If all goes well, maybe he's back before the month ends.
So for now the Blue Jays must try to make steady gains with minor improvements - and more moves are due in the coming days - as they await the big boosts their potential catalysts may provide.
"We all understand that when Jose comes back it will be an infusion of energy, athleticism - I mean, you're getting a perennial all-star back," said R.A. Dickey. "It will be a pick me up, much like getting a Puig or someone like that.
"When you get a player like Jose back, you're going to be better for it. Psychologically what that does, I'm not sure because teams with great players don't always perform well, that doesn't always correlate. But he will be a difference-maker."
Brett Lawrie, Brandon Morrow and J.A. Happ are others on the DL who can offer significant upgrades for the Blue Jays, but the timelines for their returns are even less clear.
Lawrie, who suffered a high ankle sprain May 27 when his left foot hooked onto second base during an awkward slide, has gone backwards since first suffering the injury and is now wearing a walking boot. While the initial thinking was that he'd miss a game or two, max, manager John Gibbons said Friday "we don't know how long that's going to be," and his continuing absence is perhaps a bigger blow defensively than offensively.
Morrow, who came out of his last start May 28 with a forearm strain, is feeling better according to Gibbons, but still isn't throwing, while Happ is playing catch but can't return before July 7 at the earliest.
In the interim, additional help is arriving in the next few days with McGowan checking in Saturday and Darren Oliver due back from his rehabilitation assignments at Buffalo soon after.
Oliver may join the club in Chicago next week with Wang, who opted out of his contract with the New York Yankees on Friday to join the Blue Jays, according to a source. He was 4-4 with a 2.33 ERA in nine starts for triple-A Scranton/Wilkes-Barre, allowing 57 hits and 10 walks over 58 innings with 25 strikeouts.
With Josh Johnson rejoining the rotation with a strong outing in San Francisco on Tuesday and Esmil Rogers showing promise as a fill-in starter -- right now the Blue Jays plan to ride him until Morrow's return -- adding an effective Wang could go a long way in shoring up the rotation's steady inconsistencies.

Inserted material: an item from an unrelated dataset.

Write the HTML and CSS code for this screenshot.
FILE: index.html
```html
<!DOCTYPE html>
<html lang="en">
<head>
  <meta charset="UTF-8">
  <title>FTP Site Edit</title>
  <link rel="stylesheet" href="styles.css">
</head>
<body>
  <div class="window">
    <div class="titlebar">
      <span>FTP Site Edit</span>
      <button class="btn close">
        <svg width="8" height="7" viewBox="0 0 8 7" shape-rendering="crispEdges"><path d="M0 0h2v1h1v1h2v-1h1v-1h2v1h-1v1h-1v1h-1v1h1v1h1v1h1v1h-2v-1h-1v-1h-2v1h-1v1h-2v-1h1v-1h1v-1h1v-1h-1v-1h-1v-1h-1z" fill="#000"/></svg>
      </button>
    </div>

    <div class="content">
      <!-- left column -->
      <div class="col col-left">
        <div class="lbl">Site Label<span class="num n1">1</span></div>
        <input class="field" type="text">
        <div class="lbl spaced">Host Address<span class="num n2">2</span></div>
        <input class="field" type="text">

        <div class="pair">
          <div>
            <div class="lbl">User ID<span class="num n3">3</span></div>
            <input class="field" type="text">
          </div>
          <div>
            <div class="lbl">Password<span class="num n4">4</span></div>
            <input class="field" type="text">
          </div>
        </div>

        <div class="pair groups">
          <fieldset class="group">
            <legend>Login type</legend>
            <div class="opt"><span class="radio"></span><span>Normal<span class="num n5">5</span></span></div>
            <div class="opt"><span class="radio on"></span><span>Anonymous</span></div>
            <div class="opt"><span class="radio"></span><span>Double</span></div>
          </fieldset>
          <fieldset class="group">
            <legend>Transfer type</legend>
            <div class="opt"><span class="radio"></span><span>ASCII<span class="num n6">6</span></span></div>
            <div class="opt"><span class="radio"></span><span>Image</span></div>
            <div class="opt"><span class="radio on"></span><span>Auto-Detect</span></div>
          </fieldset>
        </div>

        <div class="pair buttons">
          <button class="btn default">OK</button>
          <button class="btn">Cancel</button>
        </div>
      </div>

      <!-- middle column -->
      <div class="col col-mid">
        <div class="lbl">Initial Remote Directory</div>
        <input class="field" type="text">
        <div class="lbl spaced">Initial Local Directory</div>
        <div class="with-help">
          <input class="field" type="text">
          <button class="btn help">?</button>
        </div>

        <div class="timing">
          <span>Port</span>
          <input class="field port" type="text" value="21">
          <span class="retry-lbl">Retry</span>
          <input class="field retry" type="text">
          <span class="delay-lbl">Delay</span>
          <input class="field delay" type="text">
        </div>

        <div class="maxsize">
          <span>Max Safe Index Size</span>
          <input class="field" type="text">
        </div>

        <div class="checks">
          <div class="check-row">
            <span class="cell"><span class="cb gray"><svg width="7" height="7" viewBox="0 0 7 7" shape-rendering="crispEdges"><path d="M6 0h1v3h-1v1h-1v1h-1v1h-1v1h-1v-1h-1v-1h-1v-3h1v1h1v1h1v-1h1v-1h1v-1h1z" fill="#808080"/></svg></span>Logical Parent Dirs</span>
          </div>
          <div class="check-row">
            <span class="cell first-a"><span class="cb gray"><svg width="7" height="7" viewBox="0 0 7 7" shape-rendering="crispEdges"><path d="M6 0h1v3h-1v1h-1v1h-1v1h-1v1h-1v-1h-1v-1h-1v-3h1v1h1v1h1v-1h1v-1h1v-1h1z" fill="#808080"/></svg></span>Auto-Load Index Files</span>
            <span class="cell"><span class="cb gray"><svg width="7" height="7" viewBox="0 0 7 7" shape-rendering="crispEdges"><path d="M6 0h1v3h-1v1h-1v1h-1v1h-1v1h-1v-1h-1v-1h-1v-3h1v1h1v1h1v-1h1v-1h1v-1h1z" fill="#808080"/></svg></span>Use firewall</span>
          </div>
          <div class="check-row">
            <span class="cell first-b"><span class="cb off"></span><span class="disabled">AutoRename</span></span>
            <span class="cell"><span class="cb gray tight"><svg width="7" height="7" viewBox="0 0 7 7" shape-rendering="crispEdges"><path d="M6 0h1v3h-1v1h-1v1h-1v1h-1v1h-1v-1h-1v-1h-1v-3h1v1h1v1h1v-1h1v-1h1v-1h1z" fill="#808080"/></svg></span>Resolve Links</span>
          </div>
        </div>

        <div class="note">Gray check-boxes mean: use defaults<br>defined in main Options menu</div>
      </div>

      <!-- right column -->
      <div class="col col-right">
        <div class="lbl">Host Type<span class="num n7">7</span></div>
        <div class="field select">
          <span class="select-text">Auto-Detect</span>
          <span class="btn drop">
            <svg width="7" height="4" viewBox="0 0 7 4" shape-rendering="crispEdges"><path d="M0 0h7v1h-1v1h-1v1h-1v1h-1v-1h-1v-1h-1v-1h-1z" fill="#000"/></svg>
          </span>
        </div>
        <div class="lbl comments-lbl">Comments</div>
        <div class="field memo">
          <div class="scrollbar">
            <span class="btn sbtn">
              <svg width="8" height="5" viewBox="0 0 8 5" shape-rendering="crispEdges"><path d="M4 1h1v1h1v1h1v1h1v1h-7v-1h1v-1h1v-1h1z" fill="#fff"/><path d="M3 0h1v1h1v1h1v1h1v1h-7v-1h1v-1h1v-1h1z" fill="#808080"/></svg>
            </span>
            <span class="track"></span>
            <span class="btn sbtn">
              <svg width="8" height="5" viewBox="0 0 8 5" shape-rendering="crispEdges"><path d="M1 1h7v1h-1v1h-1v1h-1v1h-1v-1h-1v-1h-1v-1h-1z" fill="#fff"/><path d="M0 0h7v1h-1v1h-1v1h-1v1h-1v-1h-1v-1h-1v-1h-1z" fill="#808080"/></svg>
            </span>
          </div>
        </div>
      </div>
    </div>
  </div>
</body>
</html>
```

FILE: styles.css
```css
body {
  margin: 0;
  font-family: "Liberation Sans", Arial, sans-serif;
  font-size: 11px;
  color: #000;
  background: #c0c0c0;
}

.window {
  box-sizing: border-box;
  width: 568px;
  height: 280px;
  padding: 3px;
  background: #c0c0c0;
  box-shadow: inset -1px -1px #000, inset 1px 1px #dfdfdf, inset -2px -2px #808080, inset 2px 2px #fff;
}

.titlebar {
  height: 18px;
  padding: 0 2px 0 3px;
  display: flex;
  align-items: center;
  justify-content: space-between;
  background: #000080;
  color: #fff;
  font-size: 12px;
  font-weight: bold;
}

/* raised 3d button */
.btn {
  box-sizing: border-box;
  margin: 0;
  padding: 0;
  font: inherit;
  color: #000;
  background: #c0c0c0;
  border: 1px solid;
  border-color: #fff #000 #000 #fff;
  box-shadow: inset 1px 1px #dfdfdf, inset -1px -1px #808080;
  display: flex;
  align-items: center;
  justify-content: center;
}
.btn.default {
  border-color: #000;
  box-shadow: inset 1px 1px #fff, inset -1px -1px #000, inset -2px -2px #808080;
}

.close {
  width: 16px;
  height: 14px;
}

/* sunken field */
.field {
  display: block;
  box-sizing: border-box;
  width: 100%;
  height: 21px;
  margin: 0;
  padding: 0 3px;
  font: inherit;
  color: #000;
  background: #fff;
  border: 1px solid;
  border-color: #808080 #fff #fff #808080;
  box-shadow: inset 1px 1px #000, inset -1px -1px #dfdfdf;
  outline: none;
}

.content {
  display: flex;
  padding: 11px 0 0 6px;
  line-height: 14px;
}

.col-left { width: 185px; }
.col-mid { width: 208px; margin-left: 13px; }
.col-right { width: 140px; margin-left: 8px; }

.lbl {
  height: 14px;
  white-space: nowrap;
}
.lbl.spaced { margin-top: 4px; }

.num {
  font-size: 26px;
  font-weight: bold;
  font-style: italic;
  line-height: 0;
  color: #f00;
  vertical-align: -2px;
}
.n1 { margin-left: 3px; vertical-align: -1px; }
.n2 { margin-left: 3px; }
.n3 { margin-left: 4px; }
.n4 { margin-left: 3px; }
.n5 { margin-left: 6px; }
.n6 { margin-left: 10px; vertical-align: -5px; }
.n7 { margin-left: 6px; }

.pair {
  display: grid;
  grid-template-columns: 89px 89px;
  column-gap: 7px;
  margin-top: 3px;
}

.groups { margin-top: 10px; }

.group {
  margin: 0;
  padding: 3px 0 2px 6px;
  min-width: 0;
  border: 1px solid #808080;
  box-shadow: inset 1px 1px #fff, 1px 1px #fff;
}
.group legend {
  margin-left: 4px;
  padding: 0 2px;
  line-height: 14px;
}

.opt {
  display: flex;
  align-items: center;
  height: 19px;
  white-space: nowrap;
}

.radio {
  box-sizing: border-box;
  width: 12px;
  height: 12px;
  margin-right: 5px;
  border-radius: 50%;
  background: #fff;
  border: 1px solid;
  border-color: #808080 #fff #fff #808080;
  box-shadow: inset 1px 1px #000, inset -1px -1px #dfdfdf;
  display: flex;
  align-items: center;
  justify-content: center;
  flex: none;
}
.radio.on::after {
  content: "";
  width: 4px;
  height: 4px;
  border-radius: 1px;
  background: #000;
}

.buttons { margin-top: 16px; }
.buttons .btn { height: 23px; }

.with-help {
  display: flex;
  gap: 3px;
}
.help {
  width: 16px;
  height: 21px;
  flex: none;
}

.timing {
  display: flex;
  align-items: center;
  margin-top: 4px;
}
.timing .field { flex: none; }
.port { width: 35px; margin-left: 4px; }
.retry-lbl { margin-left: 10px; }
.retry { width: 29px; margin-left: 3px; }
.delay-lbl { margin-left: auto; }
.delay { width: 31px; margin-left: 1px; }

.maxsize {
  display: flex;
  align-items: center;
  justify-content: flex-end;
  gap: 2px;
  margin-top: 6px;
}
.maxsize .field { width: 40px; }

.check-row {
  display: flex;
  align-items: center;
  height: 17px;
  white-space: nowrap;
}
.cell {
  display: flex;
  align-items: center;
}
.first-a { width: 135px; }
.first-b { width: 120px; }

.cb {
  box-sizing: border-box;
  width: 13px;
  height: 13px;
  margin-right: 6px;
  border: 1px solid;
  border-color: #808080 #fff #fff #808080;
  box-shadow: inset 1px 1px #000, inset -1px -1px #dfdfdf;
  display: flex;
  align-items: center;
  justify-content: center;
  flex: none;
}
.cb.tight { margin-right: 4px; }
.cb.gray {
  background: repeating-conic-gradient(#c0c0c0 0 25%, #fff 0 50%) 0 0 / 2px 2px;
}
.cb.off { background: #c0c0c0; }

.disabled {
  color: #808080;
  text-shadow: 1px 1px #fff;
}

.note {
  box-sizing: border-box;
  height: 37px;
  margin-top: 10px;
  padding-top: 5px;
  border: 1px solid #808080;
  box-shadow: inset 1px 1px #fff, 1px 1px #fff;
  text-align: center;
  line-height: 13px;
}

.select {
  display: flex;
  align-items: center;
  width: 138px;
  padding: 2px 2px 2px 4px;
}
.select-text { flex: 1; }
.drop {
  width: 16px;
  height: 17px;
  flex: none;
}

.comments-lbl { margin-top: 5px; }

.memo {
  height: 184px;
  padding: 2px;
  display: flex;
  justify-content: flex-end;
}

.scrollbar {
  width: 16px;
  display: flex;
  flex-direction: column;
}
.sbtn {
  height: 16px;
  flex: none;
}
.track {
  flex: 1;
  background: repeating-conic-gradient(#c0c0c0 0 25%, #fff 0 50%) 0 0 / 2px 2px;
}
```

More immediately, the Blue Jays will be looking for Thole to give them more offence on the days he catches Dickey, and perhaps an opportunity to rest J.P. Arencibia more often than the once every five games Blanco suited up.
While the timing was somewhat curious, coming right after Dickey's best outing of the season, the knuckleballer expects little disruption from the change in receiver. Though Thole hasn't caught him since last season with the New York Mets, they've worked together 66 times in the majors to the tune of a 3.14 ERA and a .249 opponent's batting average.
"In a different situation where you don't have Josh Thole coming up, yes, absolutely (there could be problems)," said Dickey. "But it's nice to have Josh Thole in the holster because he has handled me well over the course of a pretty good season, and even the previous two seasons."
Blanco went 7-for-38 (.184) in 15 games with three doubles and no RBIs and the Blue Jays are on the hook for the remainder of his US$775,000 unless another team claims him, which is possible.
Either way he received accolades from the Blue Jays on his way out, Dickey saying "it's hard to lose a friend anytime, from a performance standpoint, he obviously has done admirably, and it's for other people to tell you why he was sent out."
Dickey says he wasn't consulted about the move and said he wouldn't want to be involved.
The challenge will be for Thole to pick up where things left off with Dickey last season, and if possible maintain the torrid hitting pace he put up at triple-A Buffalo. He was batting .322 with an OPS of .893 when the Blue Jays recalled him Friday morning.
"I suppose it shouldn't be too hard, maybe a bullpen under my wing and should be fine going into the game," Thole said of picking up the knuckleball again. For practice, roving catching instructor Sal Fasano "would come in and throw some knuckleballs just to goof around. That would be my best bet of trying to stay sharp."
Both he and the rest of the Blue Jays need to get all the way there in a hurry. Reyes can be a big help when he comes back, but everyone else needs to ensure there's something left for him to save by the time he finally arrives.